Co-Director, Miami-Florida European Union Center of Excellence
Director, European Studies Program, Florida International University
Office: Modesto A. Maidique Campus, DM 387B
Ph.D., University of Michigan, 2000
Professor Friedman's research focuses on the history and culture of modern Russia. Her 2006 book on the history of masculinity in Russia—Masculinity, Autocracy and the Russian University, 1804-1863—examines behavior, loyalty and sociability among a generation of Russian university students that would reshape the Russian social and political landscape for decades to come. She is particularly interested in exploring the models of manhood these young men encountered and created during their three to four years of study, including the respectable servitor, drunken comrade, honorable fraternity member, romantic friend and loyal son. This project offers a picture of the complex processes through which gender ideologies were forged and negotiated in the nineteenth century. She also edited (with Barbara Clements and Dan Healy) the collection Russian Masculinities in History and Culture, which is the first volume in English to focus on the growing field of Russian masculinity studies. She has also written about Russian childhood and the gendering of the Cadet Corps.
Friedman is currently working on a larger project tentatively entitled Time at Home. This book project—supported by a National Endowment for the Humanities Faculty Research Grant—reveals how domestic space embodies modern concepts of time. In particular, Time at Home highlights how, in a period of tremendous upheaval from about 1890-1930, Russians embraced notions of the home that reflected new ideas about the flow of historical time. Domestic aesthetics – both in prescriptions and desires – embodied two, often seemingly contradictory, temporal narratives: modernism’s insistence on pastiche and the layering of historical styles, on the one hand and modernity’s investment in linearity and progress, on the other. By peering into the windows of gentry estates, urban apartments and communal kitchens, Friedman explores how the spaces of domestic life become historical vessels that embodied a sense of movement through time. As populations across Europe and the United States were undergoing processes of modernization at various speeds, including the spread of mass consumer and political society, and the rise of new technologies, they began to think of themselves as part of a distinctly modern history, one that had a past and looked consciously toward the future. These modern ideas contrasted with an earlier emphasis on the cyclical nature and rhythms of life. Ideas about the home, like time itself, were in flux at the turn of the century. In Russia, not only were many people actually moving into new homes as rural life gave way to urban living, they were also influenced by new domestic ideologies and expectations. These domestic ideologies often migrated east from Europe and transformed when grown in Russian soil, both in bourgeois and revolutionary utopian iterations. After the Bolshevik Revolution of 1917, Russians looked to the future for a new revolutionary domesticity, which never completely shed its bourgeois – or even gentry – past.

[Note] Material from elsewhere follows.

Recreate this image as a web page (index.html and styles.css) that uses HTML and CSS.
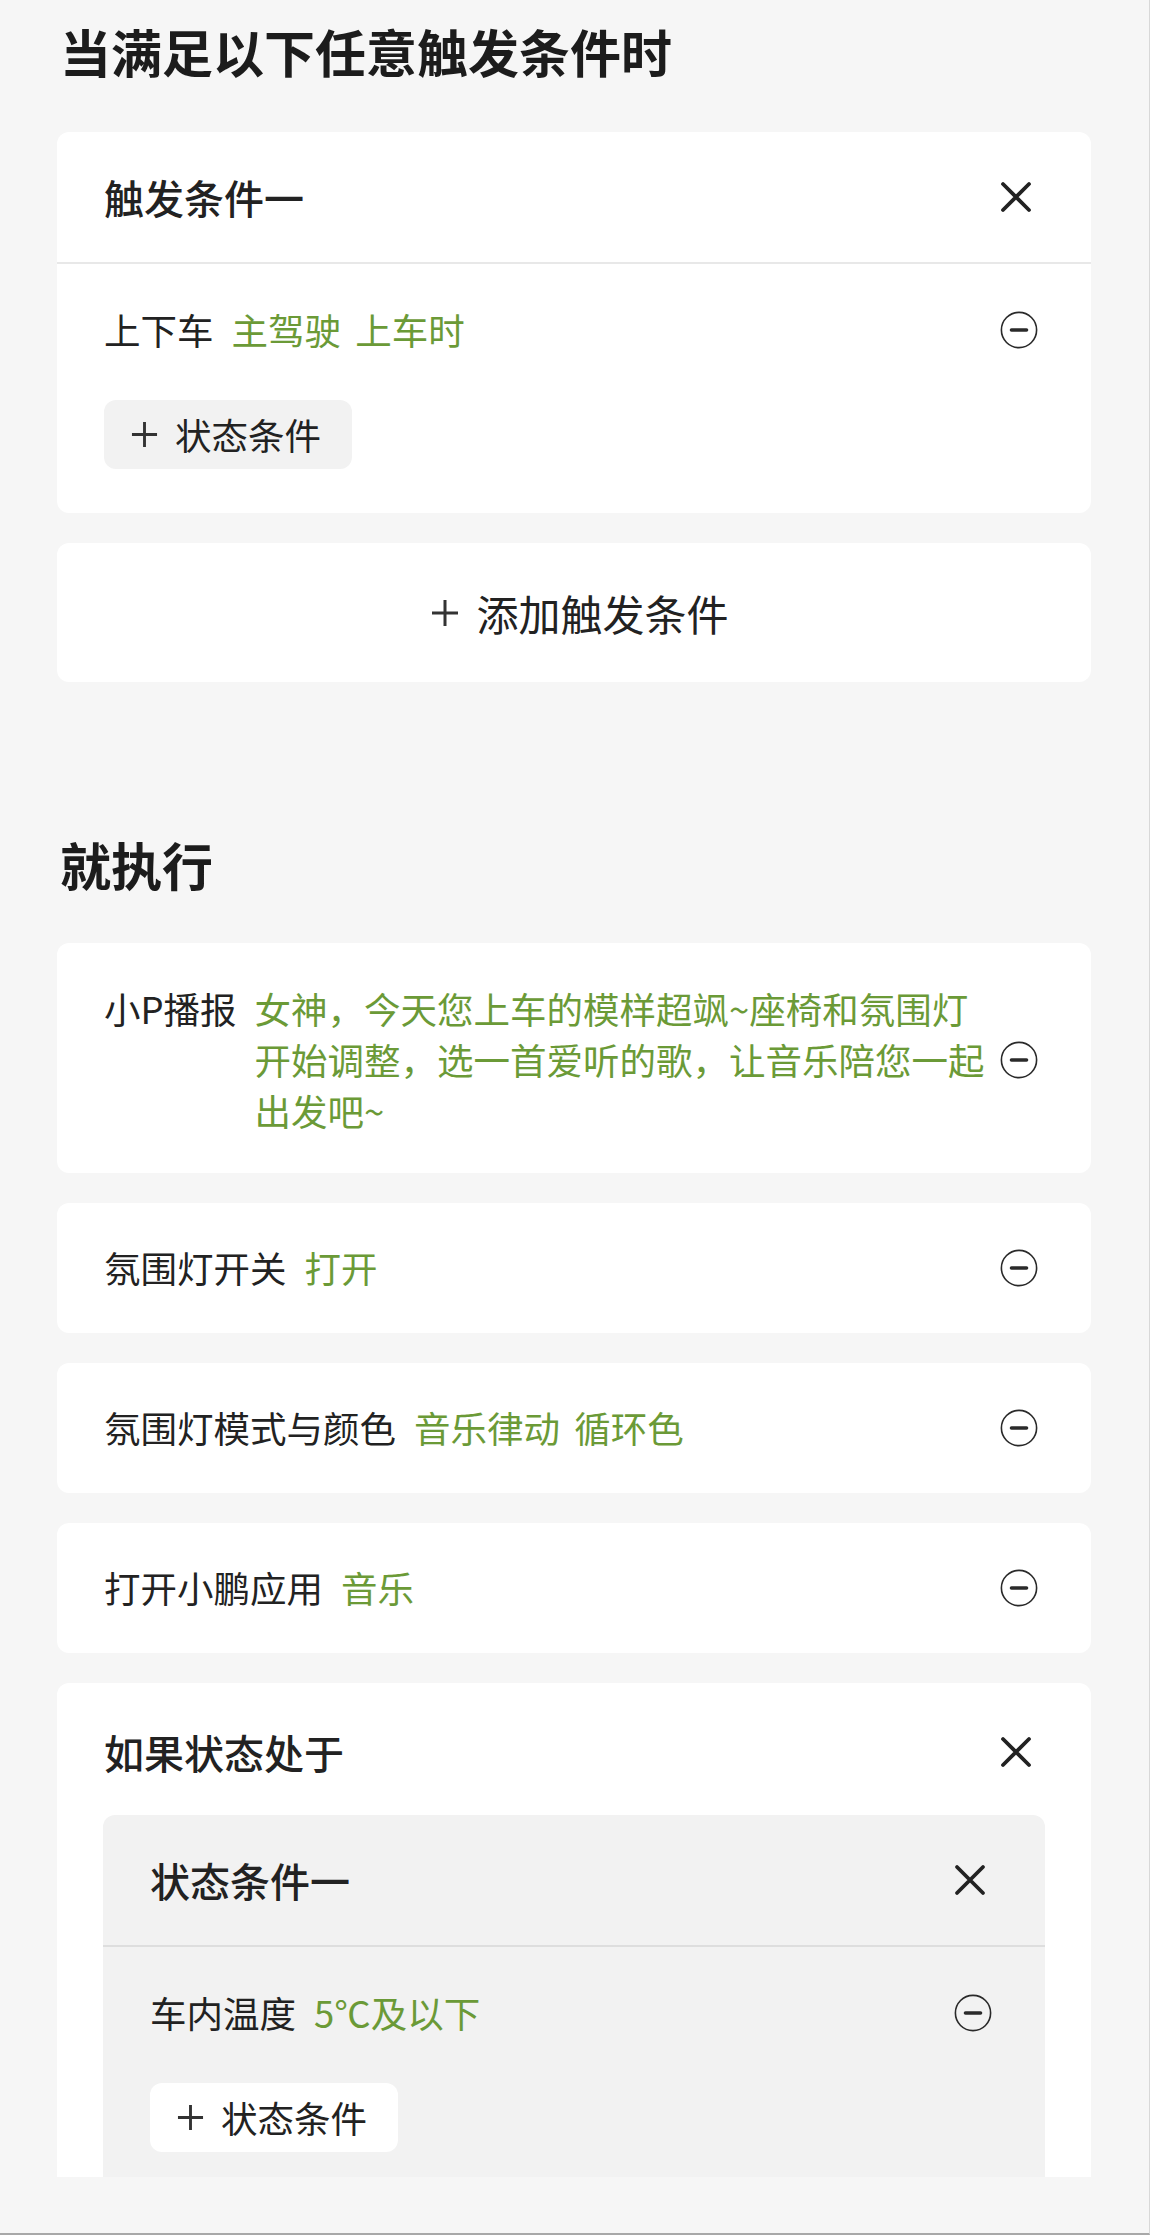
FILE: index.html
```html
<!DOCTYPE html>
<html lang="zh-CN">
<head>
    <meta charset="UTF-8">
    <meta name="viewport" content="width=device-width, initial-scale=1.0">
    <title>场景编辑</title>
    <link rel="stylesheet" href="styles.css">
</head>
<body>
    <svg class="defs" aria-hidden="true">
        <symbol id="i-close" viewBox="0 0 32 32">
            <path d="M3 3L29 29M29 3L3 29" fill="none" stroke="currentColor" stroke-width="3.8" stroke-linecap="round"/>
        </symbol>
        <symbol id="i-minus" viewBox="0 0 38 38">
            <circle cx="19" cy="19" r="17.6" fill="none" stroke="currentColor" stroke-width="1.6"/>
            <path d="M11.5 19H26.5" fill="none" stroke="currentColor" stroke-width="3.6" stroke-linecap="round"/>
        </symbol>
        <symbol id="i-plus" viewBox="0 0 28 28">
            <path d="M14 1V27M1 14H27" fill="none" stroke="currentColor" stroke-width="3"/>
        </symbol>
    </svg>

    <div class="page">
        <div class="content">
            <h2 class="section-title">当满足以下任意触发条件时</h2>

            <div class="card">
                <div class="card-head">
                    <span>触发条件一</span>
                    <svg class="icon-close"><use href="#i-close"/></svg>
                </div>
                <div class="card-body">
                    <div class="row">
                        <span class="label">上下车</span>
                        <span class="value">主驾驶 上车时</span>
                        <svg class="icon-minus"><use href="#i-minus"/></svg>
                    </div>
                    <button class="add-btn"><svg class="icon-plus"><use href="#i-plus"/></svg>状态条件</button>
                </div>
            </div>

            <div class="card add-card">
                <svg class="icon-plus big"><use href="#i-plus"/></svg>
                <span>添加触发条件</span>
            </div>

            <h2 class="section-title exec">就执行</h2>

            <div class="card action tall">
                <div class="row">
                    <span class="label">小P播报</span>
                    <span class="value">女神，今天您上车的模样超飒~座椅和氛围灯开始调整，选一首爱听的歌，让音乐陪您一起出发吧~</span>
                    <svg class="icon-minus"><use href="#i-minus"/></svg>
                </div>
            </div>

            <div class="card action">
                <div class="row">
                    <span class="label">氛围灯开关</span>
                    <span class="value">打开</span>
                    <svg class="icon-minus"><use href="#i-minus"/></svg>
                </div>
            </div>

            <div class="card action">
                <div class="row">
                    <span class="label">氛围灯模式与颜色</span>
                    <span class="value">音乐律动 循环色</span>
                    <svg class="icon-minus"><use href="#i-minus"/></svg>
                </div>
            </div>

            <div class="card action">
                <div class="row">
                    <span class="label">打开小鹏应用</span>
                    <span class="value">音乐</span>
                    <svg class="icon-minus"><use href="#i-minus"/></svg>
                </div>
            </div>

            <div class="card state-card">
                <div class="card-head plain">
                    <span>如果状态处于</span>
                    <svg class="icon-close"><use href="#i-close"/></svg>
                </div>
                <div class="sub-card">
                    <div class="card-head">
                        <span>状态条件一</span>
                        <svg class="icon-close"><use href="#i-close"/></svg>
                    </div>
                    <div class="card-body">
                        <div class="row">
                            <span class="label">车内温度</span>
                            <span class="value">5℃及以下</span>
                            <svg class="icon-minus"><use href="#i-minus"/></svg>
                        </div>
                        <button class="add-btn"><svg class="icon-plus"><use href="#i-plus"/></svg>状态条件</button>
                    </div>
                </div>
            </div>
        </div>
    </div>
</body>
</html>
```

FILE: styles.css
```css
body {
    margin: 0;
    background-color: #f6f6f6;
    color: #222;
    font-family: "Noto Sans CJK SC", "Noto Sans", sans-serif;
}

.defs {
    position: absolute;
    width: 0;
    height: 0;
    overflow: hidden;
}

.page {
    height: 2235px;
    box-sizing: border-box;
    border-right: 1px solid #d8d8d8;
    border-bottom: 2px solid #a8a8a8;
}

/* scroll area, the last card is cut off at its bottom */
.content {
    height: 2177px;
    overflow: hidden;
    padding: 0 58px 0 57px;
}

.section-title {
    margin: 16px 0 46px 3px;
    font-size: 51px;
    line-height: 70px;
    font-weight: 700;
    color: #1c1c1c;
}

.section-title.exec {
    margin-top: 147px;
    margin-bottom: 44px;
}

.card {
    background-color: #fff;
    border-radius: 12px;
    margin-bottom: 30px;
}

.card-head {
    height: 130px;
    display: flex;
    align-items: center;
    justify-content: space-between;
    padding: 0 59px 0 47px;
    font-size: 40px;
    font-weight: 500;
    border-bottom: 2px solid #e8e8e8;
}

.card-head.plain {
    height: 132px;
    box-sizing: border-box;
    padding-top: 6px;
    border-bottom: none;
}

.card-body {
    padding: 46px 53px 44px 47px;
}

.row {
    display: flex;
    align-items: center;
    font-size: 36.5px;
    line-height: 40px;
}

.row .label {
    flex: none;
    margin-right: 18px;
}

.row .value {
    flex: 1;
    margin-right: 4px;
    color: #6b9a37;
    word-spacing: 6px;
}

.icon-close {
    width: 32px;
    height: 32px;
    flex: none;
    color: #222;
}

.icon-minus {
    width: 38px;
    height: 38px;
    flex: none;
    color: #2a2a2a;
}

.icon-plus {
    width: 27px;
    height: 27px;
    flex: none;
    color: #333;
}

.icon-plus.big {
    width: 28px;
    height: 28px;
}

.add-btn {
    margin-top: 50px;
    display: inline-flex;
    align-items: center;
    gap: 17px;
    height: 69px;
    padding: 0 31px 0 27px;
    border: none;
    border-radius: 12px;
    background-color: #f2f2f2;
    color: #222;
    font-family: inherit;
    font-size: 36.5px;
}

.add-card {
    height: 139px;
    display: flex;
    align-items: center;
    justify-content: center;
    gap: 17px;
    padding-left: 12px;
    font-size: 42px;
}

.card.action {
    height: 130px;
    display: flex;
    flex-direction: column;
    justify-content: center;
    padding: 0 53px 0 47px;
}

.card.action.tall {
    height: auto;
    padding: 40px 53px 37px 47px;
}

.tall .row {
    line-height: 51px;
}

.tall .row .label {
    align-self: flex-start;
}

.state-card {
    padding-bottom: 60px;
}

.sub-card {
    margin: 0 46px;
    background-color: #f2f2f2;
    border-radius: 12px;
}

.sub-card .card-head {
    border-bottom-color: #dedede;
}

.sub-card .add-btn {
    background-color: #fff;
}
```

Desires for past, present and future were all manifest within the domestic interior.
Teaching Interests and Courses Taught:
Professor Friedman's teaching interests include: Imperial Russian and Soviet gender, cultural, social history; European identities; European women's history; the history of gender and sexuality; history of childhood; material culture and the home; nationalism in East Central Europe; family history; war and revolution; memoir and memory in modern Europe; and history of the home; notions of modernity.